» **Problem description**: Locate the string "screenshot" throughout the material and copy every line in which it occurs.

**** Supplied data ****

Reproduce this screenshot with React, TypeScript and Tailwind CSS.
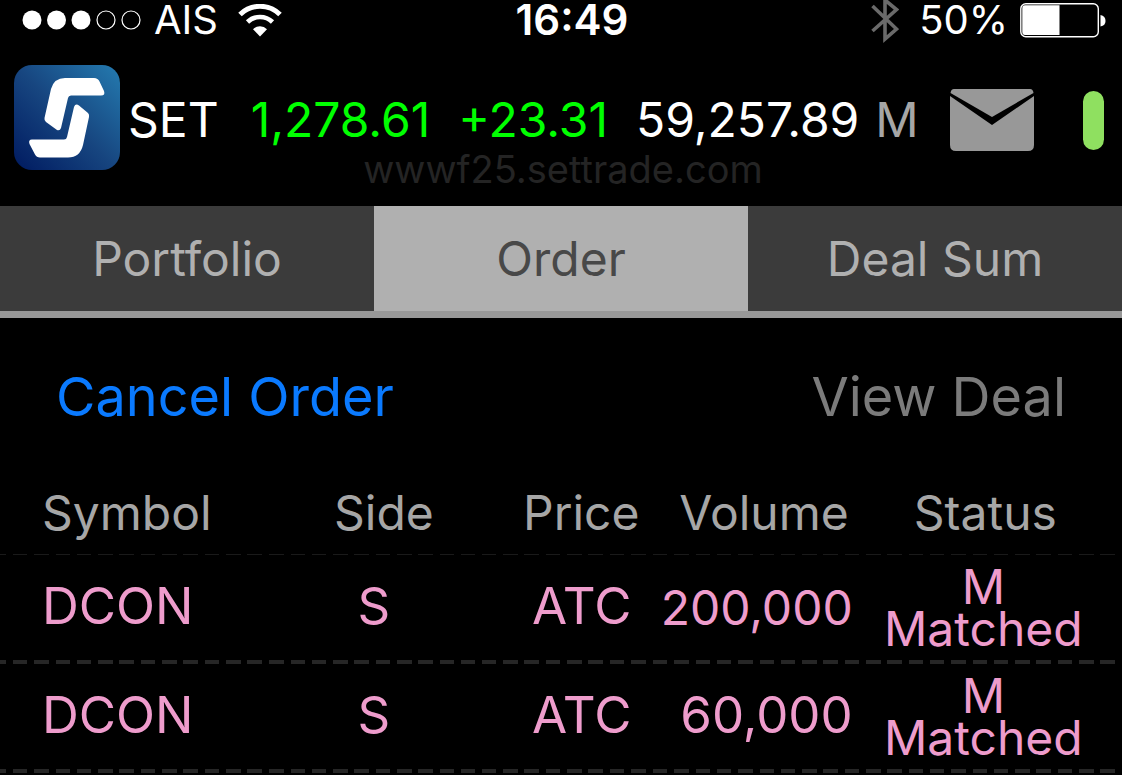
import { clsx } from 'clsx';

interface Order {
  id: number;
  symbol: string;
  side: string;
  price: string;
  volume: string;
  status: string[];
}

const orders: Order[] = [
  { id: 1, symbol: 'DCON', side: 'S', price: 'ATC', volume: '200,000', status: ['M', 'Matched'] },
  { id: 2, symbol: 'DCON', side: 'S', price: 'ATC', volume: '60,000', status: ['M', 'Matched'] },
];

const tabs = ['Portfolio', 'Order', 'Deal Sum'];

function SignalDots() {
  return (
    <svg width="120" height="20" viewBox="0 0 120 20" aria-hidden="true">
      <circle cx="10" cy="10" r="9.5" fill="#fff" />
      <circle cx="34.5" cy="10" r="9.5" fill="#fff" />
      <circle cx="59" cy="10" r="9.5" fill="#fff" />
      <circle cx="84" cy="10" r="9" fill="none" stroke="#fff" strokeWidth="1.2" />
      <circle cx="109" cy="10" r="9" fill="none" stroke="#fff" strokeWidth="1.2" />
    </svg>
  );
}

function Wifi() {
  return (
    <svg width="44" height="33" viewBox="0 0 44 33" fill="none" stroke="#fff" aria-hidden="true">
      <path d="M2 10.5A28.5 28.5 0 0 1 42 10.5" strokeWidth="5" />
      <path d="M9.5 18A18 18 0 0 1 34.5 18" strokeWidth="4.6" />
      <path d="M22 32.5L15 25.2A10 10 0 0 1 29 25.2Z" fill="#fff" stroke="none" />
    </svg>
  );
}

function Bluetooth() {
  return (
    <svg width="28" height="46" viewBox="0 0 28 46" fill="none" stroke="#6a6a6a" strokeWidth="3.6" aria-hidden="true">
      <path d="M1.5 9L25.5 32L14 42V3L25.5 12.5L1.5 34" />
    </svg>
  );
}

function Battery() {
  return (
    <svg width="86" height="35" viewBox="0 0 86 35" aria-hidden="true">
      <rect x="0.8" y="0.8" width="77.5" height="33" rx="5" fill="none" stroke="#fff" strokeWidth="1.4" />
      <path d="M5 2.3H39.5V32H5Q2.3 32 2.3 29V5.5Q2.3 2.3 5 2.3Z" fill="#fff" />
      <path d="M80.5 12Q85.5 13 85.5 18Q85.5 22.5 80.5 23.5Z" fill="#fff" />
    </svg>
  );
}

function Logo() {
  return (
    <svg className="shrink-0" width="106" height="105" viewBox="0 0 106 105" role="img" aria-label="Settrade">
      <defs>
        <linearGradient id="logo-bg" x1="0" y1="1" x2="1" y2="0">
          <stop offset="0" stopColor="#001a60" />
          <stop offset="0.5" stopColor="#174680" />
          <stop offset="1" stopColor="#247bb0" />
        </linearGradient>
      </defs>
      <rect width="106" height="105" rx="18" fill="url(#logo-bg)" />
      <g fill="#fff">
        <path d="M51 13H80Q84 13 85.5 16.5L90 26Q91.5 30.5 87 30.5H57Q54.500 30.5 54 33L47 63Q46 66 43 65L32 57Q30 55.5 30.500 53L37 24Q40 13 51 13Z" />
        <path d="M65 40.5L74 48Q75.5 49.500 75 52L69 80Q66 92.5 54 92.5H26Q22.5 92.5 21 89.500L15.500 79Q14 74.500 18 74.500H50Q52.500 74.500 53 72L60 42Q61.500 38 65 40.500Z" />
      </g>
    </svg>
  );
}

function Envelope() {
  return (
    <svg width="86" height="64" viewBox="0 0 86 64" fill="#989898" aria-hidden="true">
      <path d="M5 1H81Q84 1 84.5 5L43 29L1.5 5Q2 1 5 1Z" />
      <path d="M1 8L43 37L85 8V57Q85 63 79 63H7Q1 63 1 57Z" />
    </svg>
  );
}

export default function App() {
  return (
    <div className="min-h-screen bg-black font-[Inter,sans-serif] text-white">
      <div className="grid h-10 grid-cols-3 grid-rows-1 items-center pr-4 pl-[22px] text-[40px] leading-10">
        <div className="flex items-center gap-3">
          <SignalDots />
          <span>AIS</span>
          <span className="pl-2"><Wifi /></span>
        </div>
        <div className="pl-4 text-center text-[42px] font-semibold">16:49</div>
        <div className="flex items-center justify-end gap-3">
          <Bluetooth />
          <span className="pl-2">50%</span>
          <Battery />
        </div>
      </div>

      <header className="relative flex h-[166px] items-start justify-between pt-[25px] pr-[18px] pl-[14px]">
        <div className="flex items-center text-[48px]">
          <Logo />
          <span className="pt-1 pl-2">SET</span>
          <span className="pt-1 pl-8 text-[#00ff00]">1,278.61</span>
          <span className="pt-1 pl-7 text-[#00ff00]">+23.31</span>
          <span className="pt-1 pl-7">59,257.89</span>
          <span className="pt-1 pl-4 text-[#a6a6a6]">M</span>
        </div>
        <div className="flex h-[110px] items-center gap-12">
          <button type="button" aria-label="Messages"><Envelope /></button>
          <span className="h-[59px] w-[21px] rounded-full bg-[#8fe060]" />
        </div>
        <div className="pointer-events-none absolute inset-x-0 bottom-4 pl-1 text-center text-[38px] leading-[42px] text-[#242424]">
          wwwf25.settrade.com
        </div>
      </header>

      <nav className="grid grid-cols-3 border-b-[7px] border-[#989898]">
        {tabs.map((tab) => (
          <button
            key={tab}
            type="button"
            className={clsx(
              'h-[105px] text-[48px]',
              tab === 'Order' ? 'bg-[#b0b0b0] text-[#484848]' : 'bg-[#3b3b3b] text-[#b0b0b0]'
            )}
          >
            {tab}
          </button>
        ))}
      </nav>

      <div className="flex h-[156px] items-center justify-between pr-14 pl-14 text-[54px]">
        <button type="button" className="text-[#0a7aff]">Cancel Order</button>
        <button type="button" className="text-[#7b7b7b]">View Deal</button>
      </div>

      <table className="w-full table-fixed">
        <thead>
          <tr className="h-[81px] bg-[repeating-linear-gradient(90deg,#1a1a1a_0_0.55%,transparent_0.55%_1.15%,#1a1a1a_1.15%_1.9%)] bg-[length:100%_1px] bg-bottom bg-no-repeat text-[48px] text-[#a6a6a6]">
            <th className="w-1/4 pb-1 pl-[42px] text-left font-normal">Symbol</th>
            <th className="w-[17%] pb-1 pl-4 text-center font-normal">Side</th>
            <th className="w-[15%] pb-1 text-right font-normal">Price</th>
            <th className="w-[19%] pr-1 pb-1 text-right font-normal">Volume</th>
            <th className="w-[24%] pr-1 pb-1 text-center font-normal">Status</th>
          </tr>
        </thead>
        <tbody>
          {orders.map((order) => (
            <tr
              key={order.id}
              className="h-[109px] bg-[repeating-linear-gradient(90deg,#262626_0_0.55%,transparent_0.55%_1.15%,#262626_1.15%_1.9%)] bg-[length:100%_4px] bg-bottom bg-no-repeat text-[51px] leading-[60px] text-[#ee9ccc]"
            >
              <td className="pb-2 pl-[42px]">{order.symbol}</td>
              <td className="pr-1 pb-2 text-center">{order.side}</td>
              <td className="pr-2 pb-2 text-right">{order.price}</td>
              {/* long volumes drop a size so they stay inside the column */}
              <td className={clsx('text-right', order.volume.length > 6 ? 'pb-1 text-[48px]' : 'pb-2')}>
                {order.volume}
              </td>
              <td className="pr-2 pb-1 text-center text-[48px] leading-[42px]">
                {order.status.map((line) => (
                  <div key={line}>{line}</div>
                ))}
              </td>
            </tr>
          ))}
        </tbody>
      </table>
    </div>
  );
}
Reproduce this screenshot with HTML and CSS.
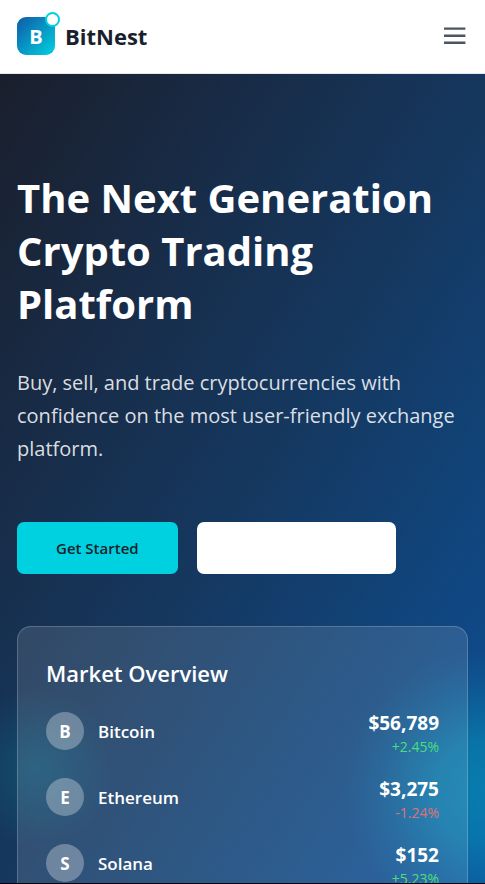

****

» **Task solution**:
Reproduce this screenshot with React, TypeScript and Tailwind CSS.
Reproduce this screenshot with HTML and CSS.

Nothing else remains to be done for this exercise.